Frequently asked questions about Al Yakka Developers

What price range are Al Yakka projects?

Al Yakka targets emerging communities, so their units are priced below prime zones like Marina or Downtown. Exact pricing varies by project and unit type, but expect better value-per-sqm than established luxury areas. Both Waha Living and Ryah Living sit in communities where buyers typically get more space for their dirham—a key draw for families and investors seeking yield over prestige.

Where does Al Yakka Developers build?

Currently, Al Yakka is active in two communities: Jumeirah Garden City (Waha Living, ready) and Dubai Studio City (Ryah Living, launching Q3 2026). Both are established master-plans with solid transport links, retail, and community amenities. Neither is ultra-prime, but both have seen steady appreciation and strong resale activity over the past five years.

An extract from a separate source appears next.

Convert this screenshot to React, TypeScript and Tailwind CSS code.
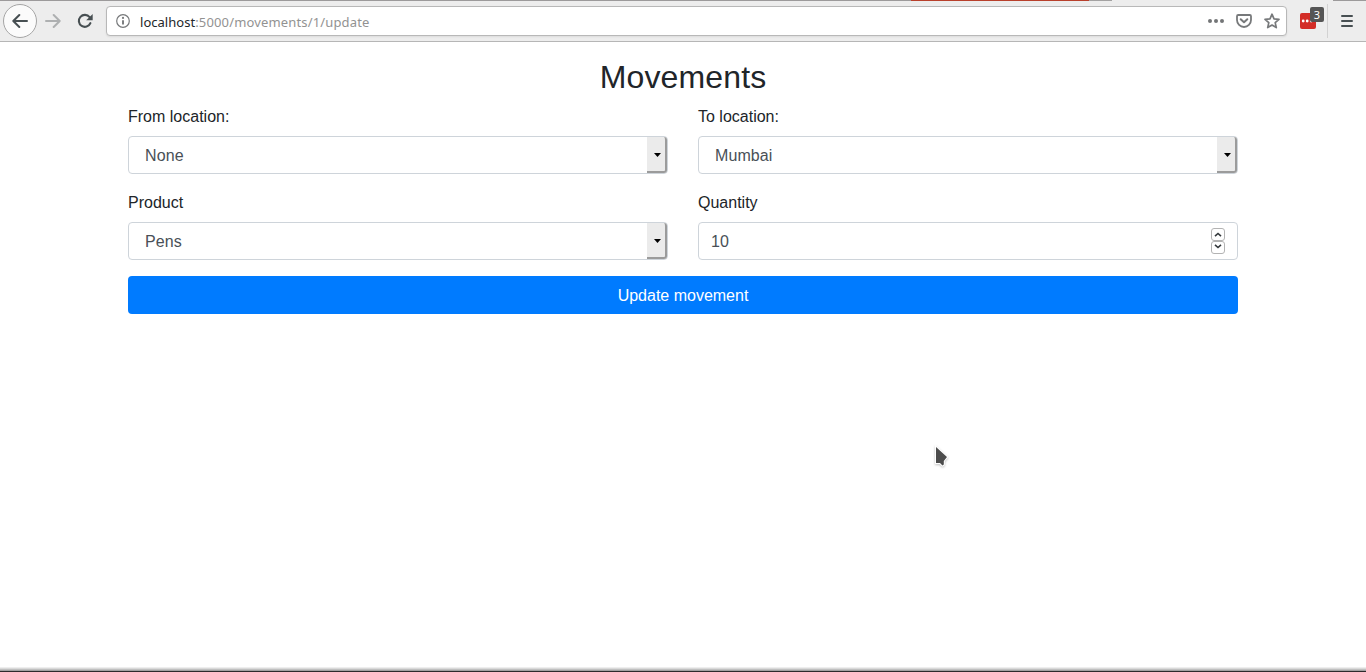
import type { ReactNode } from "react";

function BrowserBar() {
  return (
    <header className="relative h-[42px] shrink-0 border-b border-[#b6b6b6] bg-[#ededed]">
      <div className="absolute inset-x-0 top-0 flex h-px">
        <span className="w-[911px] bg-[#9c9a9b]" />
        <span className="w-[178px] bg-[#b8402c]" />
        <span className="w-[23px] bg-[#a3a2a2]" />
        <span className="w-[221px] bg-[#ededed]" />
        <span className="grow bg-[#9c9a9b]" />
      </div>
      <div className="flex h-[42px] items-center pl-[3px]">
        <button className="flex size-[34px] items-center justify-center rounded-full border border-[#a5a5a5] bg-[#fbfbfb]" aria-label="Back">
          <svg width="16" height="16" viewBox="0 0 16 16" fill="none" stroke="#474f52" strokeWidth="2" strokeLinecap="round" strokeLinejoin="round">
            <path d="M15 8H1.5M7.3 2L1.3 8l6 6" />
          </svg>
        </button>
        <button className="ml-2 flex size-4 items-center justify-center" aria-label="Forward">
          <svg width="16" height="16" viewBox="0 0 16 16" fill="none" stroke="#aeb0b1" strokeWidth="2" strokeLinecap="round" strokeLinejoin="round">
            <path d="M1 8h13.5M8.7 2l6 6-6 6" />
          </svg>
        </button>
        <button className="ml-4 flex size-4 items-center justify-center" aria-label="Reload">
          <svg width="16" height="16" viewBox="0 0 16 16">
            <path d="M13.4 10.2A6 6 0 1 1 12.6 4.2" fill="none" stroke="#474f52" strokeWidth="2.1" strokeLinecap="round" />
            <path d="M15.7 1v6.3H9.2z" fill="#474f52" />
          </svg>
        </button>
        <div className="ml-[13px] flex h-[30px] w-[1181px] items-center rounded-[4px] border border-[#b8b8b8] bg-white pr-[6px] pl-[9px] shadow-[0_1px_2px_rgba(0,0,0,0.08)]">
          <svg width="14" height="14" viewBox="0 0 14 14">
            <circle cx="7" cy="7" r="6.3" fill="none" stroke="#77797b" strokeWidth="1.2" />
            <path d="M7 6.2v4.4" stroke="#77797b" strokeWidth="1.9" />
            <circle cx="7" cy="3.9" r="1.1" fill="#77797b" />
          </svg>
          <span className="ml-[10px] grow pt-[2px] font-['Noto_Sans',sans-serif] text-[13px] leading-[18px] tracking-[0.15px] text-[#929292]">
            <span className="tracking-[0.03px] text-[#23272a]">localhost</span>:5000/movements/1/update
          </span>
          <svg width="16" height="16" viewBox="0 0 16 16" fill="#737577">
            <circle cx="2" cy="8" r="2" />
            <circle cx="8" cy="8" r="2" />
            <circle cx="14" cy="8" r="2" />
          </svg>
          <svg className="ml-3" width="16" height="16" viewBox="0 0 16 16" fill="none" stroke="#77797b" strokeLinecap="round" strokeLinejoin="round">
            <path d="M2.2 2h11.6c.7 0 1.2.5 1.2 1.2V7A7 7 0 0 1 1 7V3.2C1 2.5 1.5 2 2.2 2z" strokeWidth="1.8" />
            <path d="M4.7 6.2L8 9.3l3.3-3.1" strokeWidth="2" />
          </svg>
          <svg className="ml-3" width="16" height="16" viewBox="0 0 16 16" fill="none" stroke="#77797b" strokeWidth="1.7" strokeLinejoin="round">
            <path d="M8 1.2l2 4.6 5 .5-3.8 3.3 1.1 5L8 12l-4.3 2.6 1.1-5L1 6.3l5-.5z" />
          </svg>
        </div>
        <div className="relative ml-[13px] flex size-4 items-center justify-center rounded-[2px] bg-[#d32d27]">
          <svg width="14" height="4" viewBox="0 0 14 4" fill="#fff">
            <circle cx="2.2" cy="2" r="1.4" />
            <circle cx="6.2" cy="2" r="1.4" />
            <circle cx="10.2" cy="2" r="1.4" />
          </svg>
          <span className="absolute -top-[6px] left-[10px] flex h-[15px] w-[14px] items-center justify-center rounded-[2px] bg-[#555] font-['Noto_Sans',sans-serif] text-[11px] leading-[15px] text-white">3</span>
        </div>
        <span className="ml-[11px] h-[34px] w-px bg-[#d2d2d2]" />
        <svg className="ml-[13px]" width="12" height="12" viewBox="0 0 12 12" fill="none" stroke="#474f52" strokeWidth="2" strokeLinecap="round">
          <path d="M1 1h10M1 6h10M1 11h10" />
        </svg>
      </div>
    </header>
  );
}

function Field({ label, children }: { label: string; children: ReactNode }) {
  return (
    <div>
      <div className="mb-2 h-6 leading-[26px]">{label}</div>
      {children}
    </div>
  );
}

function SelectBox({ value }: { value: string }) {
  return (
    <div className="flex h-[38px] items-center rounded-[4px] border border-[#ced4da] bg-white pl-4 text-[#495057]">
      <span className="grow pt-[2px] tracking-[0.1px]">{value}</span>
      <span className="flex h-[36px] w-5 items-center justify-center rounded-r-[3px] border-r-2 border-b-2 border-[#9b9b9b] bg-[#ebebeb] pt-[2px] pl-[3px]">
        <svg width="7" height="4" viewBox="0 0 7 4">
          <path d="M0 0h7L3.5 4z" fill="#000" />
        </svg>
      </span>
    </div>
  );
}

function Spinner() {
  return (
    <div className="flex w-[14px] flex-col">
      <span className="flex h-[13px] items-center justify-center rounded-[3px] border border-[#b3b3b3] bg-white">
        <svg width="8" height="5" viewBox="0 0 8 5" fill="none" stroke="#33383b" strokeWidth="1.6">
          <path d="M1 4.2l3-2.7 3 2.7" />
        </svg>
      </span>
      <span className="flex h-[13px] items-center justify-center rounded-[3px] border border-[#b3b3b3] bg-white pb-[2px]">
        <svg width="8" height="5" viewBox="0 0 8 5" fill="none" stroke="#33383b" strokeWidth="1.6">
          <path d="M1 .8l3 2.7L7 .8" />
        </svg>
      </span>
    </div>
  );
}

export default function App() {
  return (
    <div className="relative flex h-[672px] w-[1366px] flex-col overflow-hidden bg-white font-['Liberation_Sans',Arial,sans-serif] text-base text-[#212529]">
      <BrowserBar />
      <main className="mx-auto w-[1110px] grow pt-4">
        <h2 className="mb-2 text-center text-[32px] leading-[38.4px] tracking-[0.15px]">Movements</h2>
        <div className="grid grid-cols-2 gap-x-[30px] gap-y-4">
          <Field label="From location:">
            <SelectBox value="None" />
          </Field>
          <Field label="To location:">
            <SelectBox value="Mumbai" />
          </Field>
          <Field label="Product">
            <SelectBox value="Pens" />
          </Field>
          <Field label="Quantity">
            <div className="flex h-[38px] items-center justify-between rounded-[4px] border border-[#ced4da] bg-white px-3 text-[#495057]">
              <span className="pt-[2px]">10</span>
              <Spinner />
            </div>
          </Field>
        </div>
        <button className="mt-4 h-[38px] w-full rounded-[4px] bg-[#007bff] pt-[2px] text-center text-white">Update movement</button>
      </main>
      <footer className="flex h-[5px] shrink-0 flex-col">
        <span className="h-px bg-[#eeeeee]" />
        <span className="h-px bg-[#dadada]" />
        <span className="h-px bg-[#c0c0c0]" />
        <span className="h-px bg-[#a2a1a1]" />
        <span className="h-px bg-[#2c2a2b]" />
      </footer>
      <svg className="absolute top-[444px] left-[932px] drop-shadow-[0_1px_1px_rgba(0,0,0,0.25)]" width="20" height="26" viewBox="0 0 20 26">
        <path d="M4 3v16h4l2.5 2.5 1.300-1V17L15 13z" fill="#4c4c4c" stroke="#fff" strokeWidth="2" paintOrder="stroke" />
      </svg>
    </div>
  );
}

What's the resale market like for Al Yakka units?

Waha Living benefits from Jumeirah Garden City's mature resale market—units move regularly and price discovery is transparent. Ryah Living will take longer to build secondary-market depth, but Dubai Studio City's track record suggests healthy liquidity within 18–24 months of handover. Both communities attract renters and owner-occupiers, supporting steady demand.

What rental yield can I expect from Al Yakka projects?

Gross yields in both communities typically run 5–6%, competitive with Dubai's prime areas but at lower entry prices. Waha Living, being ready now, offers immediate rental deployment. Ryah Living buyers will need to hold for 2–3 years before collecting rent, but they'll enter at a lower per-sqm cost, potentially offsetting the wait.

Should I buy Al Yakka off-plan or ready?

Waha Living is ready now—ideal if you want immediate rental income or occupancy. Ryah Living is off-plan (Q3 2026 launch)—better for buyers who can wait and want to lock in a lower price before completion. Off-plan typically offers better value, but ready units eliminate construction risk. Your choice depends on your timeline and risk appetite.